**Goal**
Return all lines that include the string "page".

**Material for the task**
——

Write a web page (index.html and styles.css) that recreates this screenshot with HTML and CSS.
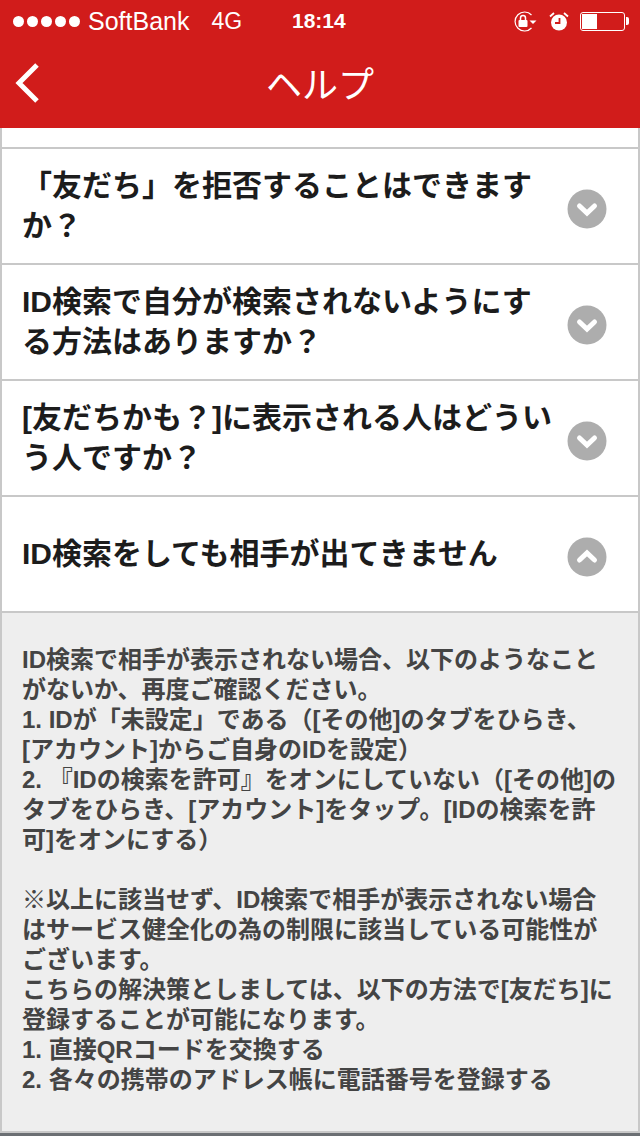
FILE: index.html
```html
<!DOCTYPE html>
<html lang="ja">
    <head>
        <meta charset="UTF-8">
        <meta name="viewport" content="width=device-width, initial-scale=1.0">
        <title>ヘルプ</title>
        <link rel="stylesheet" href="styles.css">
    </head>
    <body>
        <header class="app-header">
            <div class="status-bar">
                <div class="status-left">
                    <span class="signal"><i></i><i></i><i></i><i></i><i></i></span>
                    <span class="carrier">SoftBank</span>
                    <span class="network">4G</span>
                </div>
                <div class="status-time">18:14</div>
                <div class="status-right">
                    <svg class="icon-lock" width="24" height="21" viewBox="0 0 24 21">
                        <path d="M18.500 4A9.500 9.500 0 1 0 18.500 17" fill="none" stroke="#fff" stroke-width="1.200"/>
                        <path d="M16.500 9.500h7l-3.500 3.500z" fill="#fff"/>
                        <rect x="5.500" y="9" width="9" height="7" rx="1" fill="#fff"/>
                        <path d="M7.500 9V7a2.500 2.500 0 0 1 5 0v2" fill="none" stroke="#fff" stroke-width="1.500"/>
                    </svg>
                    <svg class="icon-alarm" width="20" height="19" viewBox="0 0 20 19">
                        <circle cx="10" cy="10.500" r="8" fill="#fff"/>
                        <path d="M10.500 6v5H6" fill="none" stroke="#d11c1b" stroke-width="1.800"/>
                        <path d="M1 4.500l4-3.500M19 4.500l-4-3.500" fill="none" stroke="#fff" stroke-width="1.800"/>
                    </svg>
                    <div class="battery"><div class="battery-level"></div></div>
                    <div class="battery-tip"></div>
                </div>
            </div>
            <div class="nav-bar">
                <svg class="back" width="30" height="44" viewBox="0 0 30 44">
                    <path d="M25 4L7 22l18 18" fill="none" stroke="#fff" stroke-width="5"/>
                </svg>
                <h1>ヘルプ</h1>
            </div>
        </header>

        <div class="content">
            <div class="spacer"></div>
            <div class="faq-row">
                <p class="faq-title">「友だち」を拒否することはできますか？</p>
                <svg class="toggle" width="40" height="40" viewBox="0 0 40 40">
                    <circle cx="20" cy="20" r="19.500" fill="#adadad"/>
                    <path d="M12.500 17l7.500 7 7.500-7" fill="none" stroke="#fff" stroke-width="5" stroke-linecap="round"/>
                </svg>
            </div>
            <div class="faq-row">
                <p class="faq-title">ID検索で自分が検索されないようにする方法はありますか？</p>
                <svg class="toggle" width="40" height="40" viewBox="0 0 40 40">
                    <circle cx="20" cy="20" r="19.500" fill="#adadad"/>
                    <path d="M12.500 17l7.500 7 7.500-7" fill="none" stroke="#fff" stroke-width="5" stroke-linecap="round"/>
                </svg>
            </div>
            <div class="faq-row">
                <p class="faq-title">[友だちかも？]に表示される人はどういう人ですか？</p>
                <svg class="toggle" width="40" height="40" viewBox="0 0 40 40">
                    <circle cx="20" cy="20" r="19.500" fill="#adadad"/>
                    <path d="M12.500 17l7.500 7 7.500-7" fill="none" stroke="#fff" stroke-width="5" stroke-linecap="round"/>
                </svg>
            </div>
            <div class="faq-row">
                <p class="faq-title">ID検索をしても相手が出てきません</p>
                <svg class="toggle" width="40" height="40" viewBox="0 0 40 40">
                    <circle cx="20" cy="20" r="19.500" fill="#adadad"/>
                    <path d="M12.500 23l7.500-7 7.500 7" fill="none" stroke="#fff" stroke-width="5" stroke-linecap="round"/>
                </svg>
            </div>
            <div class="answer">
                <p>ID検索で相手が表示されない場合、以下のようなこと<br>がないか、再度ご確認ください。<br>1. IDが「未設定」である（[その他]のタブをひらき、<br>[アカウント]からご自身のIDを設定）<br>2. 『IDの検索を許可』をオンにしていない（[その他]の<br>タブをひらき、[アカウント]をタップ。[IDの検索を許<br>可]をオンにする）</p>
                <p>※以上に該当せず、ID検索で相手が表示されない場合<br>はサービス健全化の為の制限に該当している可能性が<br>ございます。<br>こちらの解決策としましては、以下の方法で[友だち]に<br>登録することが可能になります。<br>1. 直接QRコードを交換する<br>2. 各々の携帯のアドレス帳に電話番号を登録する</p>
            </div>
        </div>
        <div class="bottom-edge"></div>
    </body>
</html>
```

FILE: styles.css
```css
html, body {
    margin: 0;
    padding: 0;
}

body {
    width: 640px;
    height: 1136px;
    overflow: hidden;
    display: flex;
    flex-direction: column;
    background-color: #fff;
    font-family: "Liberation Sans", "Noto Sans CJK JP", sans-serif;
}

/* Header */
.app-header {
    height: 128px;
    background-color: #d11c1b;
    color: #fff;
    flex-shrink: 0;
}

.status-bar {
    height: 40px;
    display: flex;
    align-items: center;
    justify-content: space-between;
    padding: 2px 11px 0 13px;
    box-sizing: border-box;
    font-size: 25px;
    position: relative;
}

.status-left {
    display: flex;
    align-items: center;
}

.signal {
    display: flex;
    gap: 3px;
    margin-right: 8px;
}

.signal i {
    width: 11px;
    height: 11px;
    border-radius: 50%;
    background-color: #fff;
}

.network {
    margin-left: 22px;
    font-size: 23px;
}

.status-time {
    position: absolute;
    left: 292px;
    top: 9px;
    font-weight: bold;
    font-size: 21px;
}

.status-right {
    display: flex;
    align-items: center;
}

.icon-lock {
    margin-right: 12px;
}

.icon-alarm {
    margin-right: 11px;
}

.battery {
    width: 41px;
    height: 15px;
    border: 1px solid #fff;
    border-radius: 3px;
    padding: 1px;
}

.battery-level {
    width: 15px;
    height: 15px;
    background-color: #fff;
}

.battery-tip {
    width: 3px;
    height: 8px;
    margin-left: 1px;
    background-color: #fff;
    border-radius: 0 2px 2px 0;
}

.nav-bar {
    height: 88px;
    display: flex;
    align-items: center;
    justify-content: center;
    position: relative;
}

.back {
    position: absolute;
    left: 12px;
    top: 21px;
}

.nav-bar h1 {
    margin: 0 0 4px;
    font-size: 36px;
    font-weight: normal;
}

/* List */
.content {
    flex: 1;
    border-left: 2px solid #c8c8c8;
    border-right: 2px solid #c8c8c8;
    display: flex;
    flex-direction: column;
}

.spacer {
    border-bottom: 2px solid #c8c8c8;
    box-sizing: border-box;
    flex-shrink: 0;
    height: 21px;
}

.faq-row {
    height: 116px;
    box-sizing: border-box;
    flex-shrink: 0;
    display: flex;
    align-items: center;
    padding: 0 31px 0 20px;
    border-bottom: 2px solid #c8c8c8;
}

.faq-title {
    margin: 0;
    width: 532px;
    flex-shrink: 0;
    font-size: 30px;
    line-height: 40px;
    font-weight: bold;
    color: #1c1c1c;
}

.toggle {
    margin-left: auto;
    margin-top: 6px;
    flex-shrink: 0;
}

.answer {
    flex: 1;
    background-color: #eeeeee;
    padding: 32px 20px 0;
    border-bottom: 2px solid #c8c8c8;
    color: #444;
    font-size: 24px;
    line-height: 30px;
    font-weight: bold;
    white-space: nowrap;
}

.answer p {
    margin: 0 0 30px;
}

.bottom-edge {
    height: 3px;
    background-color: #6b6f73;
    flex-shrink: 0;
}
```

——

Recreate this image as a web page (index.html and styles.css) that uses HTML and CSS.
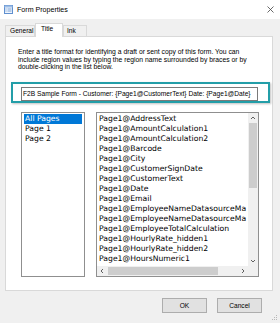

——

**Expected answer**
Write a web page (index.html and styles.css) that recreates this screenshot with HTML and CSS.
Recreate this image as a web page (index.html and styles.css) that uses HTML and CSS.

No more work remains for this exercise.